I propose here briefly to review the most important works of reconstruction which render the Consulate and the early part of the Empire for ever famous. So vast and complex were Bonaparte's efforts in this field that they will be described, not chronologically, but subject by subject. The reader will, however, remember that for the most part they went on side by side, even amidst the distractions caused by war, diplomacy, colonial enterprises, and the myriad details of a vast administration. What here appears as a series of canals was in reality a mighty river of enterprise rolling in undivided volume and fed by the superhuman vitality of the First Consul. It was his inexhaustible curiosity which compelled functionaries to reveal the secrets of their office: it was his intelligence that seized on the salient points of every problem and saw the solution: it was his ardour and mental tenacity which kept his Ministers and committees hard at work, and by toil of sometimes twenty hours a day supervised the results: it was, in fine, his passion for thoroughness, his ambition for France, that nerved every official with something of his own contempt of difficulties, until, as one of them said, "the gigantic entered into our very habits of thought."[149]
The first question of political reconstruction which urgently claimed attention was that of local government. On the very day when it was certain that the nation had accepted the new constitution, the First Consul presented to the Legislature a draft of a law for regulating the affairs of the Departments. It must be admitted that local self-government, as instituted by the men of 1789 in their Departmental System, had proved a failure. In that time of buoyant hope, when every difficulty and abuse seemed about to be charmed away by the magic of universal suffrage, local self-government of a most advanced type had been intrusted to an inexperienced populace. There were elections for the commune or parish, elections for the canton, elections for the district, elections for the Department, and elections for the National Assembly, until the rustic brain, after reeling with excitement, speedily fell back into muddled apathy and left affairs generally to the wire-pullers of the nearest Jacobin club. A time of great confusion ensued. Law went according to local opinion, and the national taxes were often left unpaid. In the Reign of Terror this lax system was replaced by the despotism of the secret committees, and the way was thus paved for a return to organized central control, such as was exercised by the Directory.
The First Consul, as successor to the Directory, therefore found matters ready to his hand for a drastic measure of centralization, and it is curious to notice that the men of 1789 had unwittingly cleared the ground for him. To make way for the "supremacy of the general will," they abolished the Parlements, which had maintained the old laws, customs, and privileges of their several provinces, and had frequently interfered in purely political matters. The abolition of these and other privileged corporations in 1789 unified France and left not a single barrier to withstand either the flood of democracy or the backwash of reaction. Everything therefore favoured the action of the First Consul in drawing all local powers under his own control. France was for the moment weary of elective bodies, that did little except waste the nation's taxes; and though there was some opposition to the new proposal, it passed on February 16th, 1800 (28 Pluviose, an, viii).

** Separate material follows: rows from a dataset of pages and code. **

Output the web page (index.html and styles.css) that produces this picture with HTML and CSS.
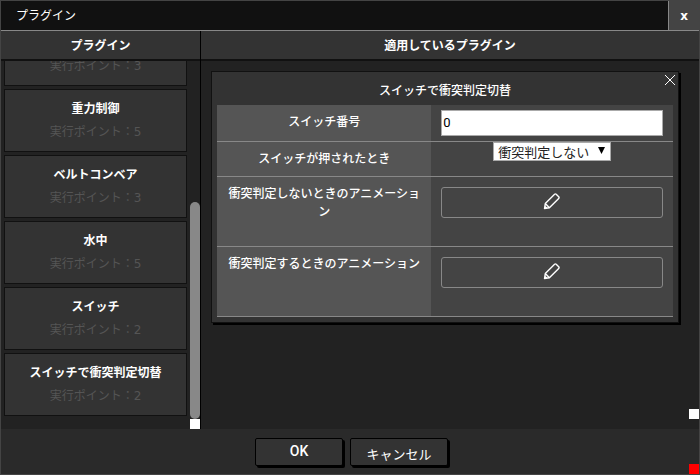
FILE: index.html
```html
<!DOCTYPE html>
<html lang="ja">
<head>
<meta charset="utf-8">
<title>プラグイン</title>
<link rel="stylesheet" href="styles.css">
</head>
<body>
<div class="window">
  <header class="titlebar">
    <h1 class="titlebar-text">プラグイン</h1>
    <button class="titlebar-close" type="button">x</button>
  </header>
  <main class="panes">
    <section class="pane pane-list">
      <h2 class="pane-title">プラグイン</h2>
      <div class="pane-body list-body">
        <ul class="plugin-list">
          <li class="plugin"><span class="plugin-cost">実行ポイント：3</span></li>
          <li class="plugin"><span class="plugin-name">重力制御</span><span class="plugin-cost">実行ポイント：5</span></li>
          <li class="plugin"><span class="plugin-name">ベルトコンベア</span><span class="plugin-cost">実行ポイント：3</span></li>
          <li class="plugin"><span class="plugin-name">水中</span><span class="plugin-cost">実行ポイント：5</span></li>
          <li class="plugin"><span class="plugin-name">スイッチ</span><span class="plugin-cost">実行ポイント：2</span></li>
          <li class="plugin"><span class="plugin-name">スイッチで衝突判定切替</span><span class="plugin-cost">実行ポイント：2</span></li>
        </ul>
        <div class="scrollbar">
          <div class="scrollbar-thumb"></div>
          <div class="scrollbar-corner"></div>
        </div>
      </div>
    </section>
    <section class="pane pane-applied">
      <h2 class="pane-title">適用しているプラグイン</h2>
      <div class="pane-body applied-body">
        <article class="card">
          <button class="card-close" type="button" aria-label="閉じる">
            <svg width="12" height="12" viewBox="0 0 12 12"><path d="M1 1 11 11M11 1 1 11"/></svg>
          </button>
          <h3 class="card-title">スイッチで衝突判定切替</h3>
          <div class="field">
            <label class="field-label" for="switch-no">スイッチ番号</label>
            <div class="field-value field-value-text"><input class="text-input" id="switch-no" type="text" value="0"></div>
          </div>
          <div class="field">
            <label class="field-label" for="on-press">スイッチが押されたとき</label>
            <div class="field-value field-value-select">
              <span class="select-wrap">
                <select class="select" id="on-press"><option>衝突判定しない</option></select>
                <svg class="select-arrow" width="7" height="7" viewBox="0 0 8 8"><path d="M0 0H8L4 8Z"/></svg>
              </span>
            </div>
          </div>
          <div class="field">
            <label class="field-label" for="anim-off">衝突判定しないときのアニメーション</label>
            <div class="field-value field-value-edit">
              <button class="edit" id="anim-off" type="button">
                <svg width="18" height="18" viewBox="0 0 18 18"><path d="M1.5 16.5 2.3 11.6 11.6 2.3Q12.4 1.5 13.2 2.3L15.7 4.8Q16.5 5.6 15.7 6.4L6.4 15.7ZM2.3 11.6 6.4 15.7M1.8 14.2 3.8 16.2"/></svg>
              </button>
            </div>
          </div>
          <div class="field">
            <label class="field-label" for="anim-on">衝突判定するときのアニメーション</label>
            <div class="field-value field-value-edit">
              <button class="edit" id="anim-on" type="button">
                <svg width="18" height="18" viewBox="0 0 18 18"><path d="M1.5 16.5 2.3 11.6 11.6 2.3Q12.4 1.5 13.2 2.3L15.7 4.8Q16.5 5.6 15.7 6.4L6.4 15.7ZM2.3 11.6 6.4 15.7M1.8 14.2 3.8 16.2"/></svg>
              </button>
            </div>
          </div>
        </article>
        <span class="pane-grip"></span>
      </div>
    </section>
  </main>
  <footer class="actions">
    <button class="action action-ok" type="button">OK</button>
    <button class="action action-cancel" type="button">キャンセル</button>
    <span class="resize-grip"></span>
  </footer>
</div>
</body>
</html>
```
FILE: styles.css
```css
* {
  box-sizing: border-box;
}

body {
  margin: 0;
  background: #222;
  color: #fff;
  font: 12px/18px "DejaVu Sans", "Noto Sans CJK JP", sans-serif;
}

h1, h2, h3, ul {
  margin: 0;
  padding: 0;
  font-size: 12px;
}

button, input, select {
  margin: 0;
  color: inherit;
  font-family: "Liberation Sans", "Noto Sans CJK JP", sans-serif;
}

.window {
  display: flex;
  flex-direction: column;
  height: 100vh;
  border: 1px solid #444;
}

.titlebar {
  display: flex;
  height: 30px;
  background: #111;
  border-bottom: 1px solid #888;
}

.titlebar-text {
  flex: 1;
  padding: 2px 0 0 15px;
  font-weight: 400;
  line-height: 27px;
}

.titlebar-close {
  width: 31px;
  padding: 2px 0 0;
  background: #444;
  border: 0;
  border-left: 1px solid #888;
  font: bold 12px/27px "DejaVu Sans", sans-serif;
}

.panes {
  display: flex;
  flex: 1;
  min-height: 0;
}

.pane {
  display: flex;
  flex-direction: column;
  min-width: 0;
}

.pane-list {
  width: 200px;
  border-right: 1px solid #000;
}

.pane-applied {
  flex: 1;
}

.pane-title {
  padding-top: 2px;
  background: #333;
  border-bottom: 2px solid #111;
  line-height: 26px;
  text-align: center;
}

.pane-body {
  flex: 1;
  min-height: 0;
  background: #222;
}

.list-body {
  display: flex;
  justify-content: space-between;
}

.plugin-list {
  display: flex;
  flex: 1;
  flex-direction: column;
  justify-content: flex-end;
  gap: 3px;
  padding: 0 3px 13px;
  overflow: hidden;
  list-style: none;
}

.plugin {
  display: flex;
  flex: none;
  flex-direction: column;
  padding: 8px 0 7px;
  background: #333;
  border: 1px solid #111;
  line-height: 23px;
  text-align: center;
}

.plugin-name {
  font-weight: 700;
}

.plugin-cost {
  color: #555;
}

.scrollbar {
  display: flex;
  flex-direction: column;
  justify-content: flex-end;
  width: 10px;
}

.scrollbar-thumb {
  height: 59%;
  background: #888;
  border-radius: 5px;
}

.scrollbar-corner {
  height: 10px;
  background: #fff;
}

.applied-body {
  position: relative;
  padding: 10px 20px 10px 10px;
}

.card {
  position: relative;
  padding: 5px;
  background: #333;
  border: 1px solid #111;
  box-shadow: 2px 2px 0 #000;
}

.card-title {
  font-weight: 500;
  line-height: 28px;
  text-align: center;
}

.card-close {
  position: absolute;
  top: 2px;
  right: 2px;
  display: flex;
  padding: 0;
  background: none;
  border: 0;
}

.card-close svg,
.edit svg {
  fill: none;
  stroke: #fff;
}

.edit svg {
  stroke-width: 1.4;
  stroke-linejoin: round;
}

.field {
  display: grid;
  grid-template-columns: 47% 53%;
  border-bottom: 1px solid #888;
}

.field-label {
  padding: 8px 10px;
  background: #555;
  font-weight: 500;
  text-align: center;
}

.field-value {
  background: #444;
  text-align: center;
}

.field-value-text {
  padding: 5px 10px;
}

.field-value-select {
  height: 34px;
}

.field-value-edit {
  height: 69px;
  padding: 10px;
}

.text-input {
  display: block;
  width: 100%;
  height: 26px;
  padding: 0 1px 2px;
  background: #fff;
  border: 1px solid #aaa;
  color: #000;
  font-family: Roboto, sans-serif;
  font-size: 13px;
}

.select-wrap {
  position: relative;
  display: inline-block;
}

.select {
  display: block;
  width: 118px;
  height: 19px;
  padding: 2px 4px 0;
  appearance: none;
  background: #fff;
  border: 1px solid #aaa;
  border-radius: 0;
  color: #222;
  font-size: 13px;
}

.select-arrow {
  position: absolute;
  top: 5px;
  right: 6px;
  pointer-events: none;
}

.edit {
  display: flex;
  align-items: center;
  justify-content: center;
  width: 100%;
  height: 31px;
  padding: 0 0 4px;
  background: none;
  border: 1px solid #888;
  border-radius: 3px;
}

.actions {
  position: relative;
  display: flex;
  justify-content: center;
  gap: 7px;
  height: 45px;
  padding-top: 9px;
  padding-left: 3px;
  background: #2a2a2a;
}

.action {
  height: 28px;
  padding: 0 0 2px;
  background: #333;
  border: 1px solid #000;
  border-radius: 2px;
  box-shadow: 2px 2px 0 #000;
}

.action-ok {
  width: 88px;
  font-family: Roboto, sans-serif;
  font-size: 14px;
  font-weight: 500;
}

.action-cancel {
  width: 98px;
  padding: 2px 0 0;
  font-size: 13px;
  font-weight: 400;
}

.pane-grip,
.resize-grip {
  position: absolute;
  right: 0;
  width: 10px;
  height: 10px;
}

.pane-grip {
  bottom: 10px;
  background: #fff;
}

.resize-grip {
  bottom: 0;
  background: #f00;
}
```
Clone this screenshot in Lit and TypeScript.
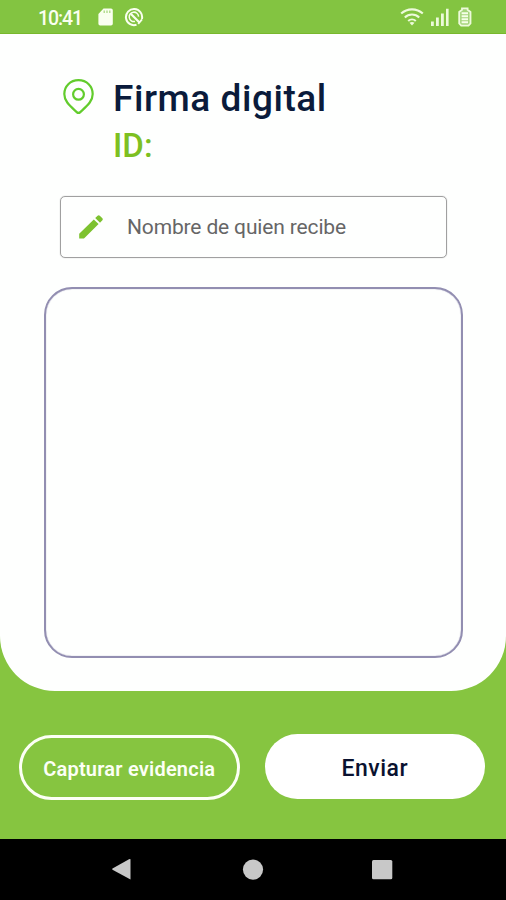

It substituted local government by the central power for local self-government. The local divisions remained the same, except that the "districts," abolished by the Convention, were now reconstituted on a somewhat larger scale, and were termed arrondissements, while the smaller communes, which had been merged in the cantons since 1795, were also revived. It is noteworthy that, of all the areas mapped out by the Constituent Assembly in 1789-90, only the Department and canton have had a continuous existence—a fact which seems to show the peril of tampering with well-established boundaries, and of carving out a large number of artificial districts, which speedily become the corpus vile of other experimenters. Indeed, so little was there of effective self-government that France seems to have sighed with relief when order was imposed by Bonaparte in the person of a Prefect. This important official, a miniature First Consul, was to administer the affairs of the Department, while sub-prefects were similarly placed over the new arrondissements, and mayors over the communes. The mayors were appointed by the First Consul in communes of more than 5,000 souls: by the prefects in the smaller communes: all were alike responsible to the central power.
The rebound from the former electoral system, which placed all local authority ultimately in the hands of the voters, was emphasized by Article 75 of the constitution, which virtually raised officials beyond reach of prosecution. It ran thus: "The agents of the Government, other than the Ministers, cannot be prosecuted for facts relating to their duties except by a decision of the Council of State: in that case the prosecution takes place before the ordinary tribunals." Now, as this decision rested with a body composed almost entirely of the higher officials, it will be seen that the chance of a public prosecution of an official became extremely small. France was therefore in the first months of 1800 handed over to a hierarchy of officials closely bound together by interest and esprit de corps; and local administration, after ten years of democratic experiments, practically reverted to what it had been under the old monarchy. In fact, the powers of the Prefects were, on the whole, much greater than those of the royal Intendants: for while the latter were hampered by the provincial Parlements, the nominees of the First Consul had to deal with councils that retained scarce the shadow of power. The real authority in local matters rested with the Prefects. The old elective bodies survived, it is true, but their functions were now mainly advisory; and, lest their advice should be too copious, the sessions of the first two bodies were limited to a fortnight a year. Except for a share in the assessment of taxation, their existence was merely a screen to hide the reality of the new central despotism.[150] Beneficent it may have been; and the choice of Prefects was certainly a proof of Bonaparte's discernment of real merit among men of all shades of opinion; but for all that, it was a despotism, and one that has inextricably entwined itself with the whole life of France.[151]
It seems strange that this law should not have aroused fierce opposition; for it practically gagged democracy in its most appropriate and successful sphere of action, local self-government, and made popular election a mere shadow, except in the single act of the choice of the local juges de paix. This was foreseen by the Liberals in the Tribunate: but their power was small since the regulations passed in January: and though Daunou, as "reporter," sharply criticised this measure, yet he lamely concluded with the advice that it would be dangerous to reject it. The Tribunes therefore passed the proposal by 71 votes to 25: and the Corps Législatif by 217 to 68.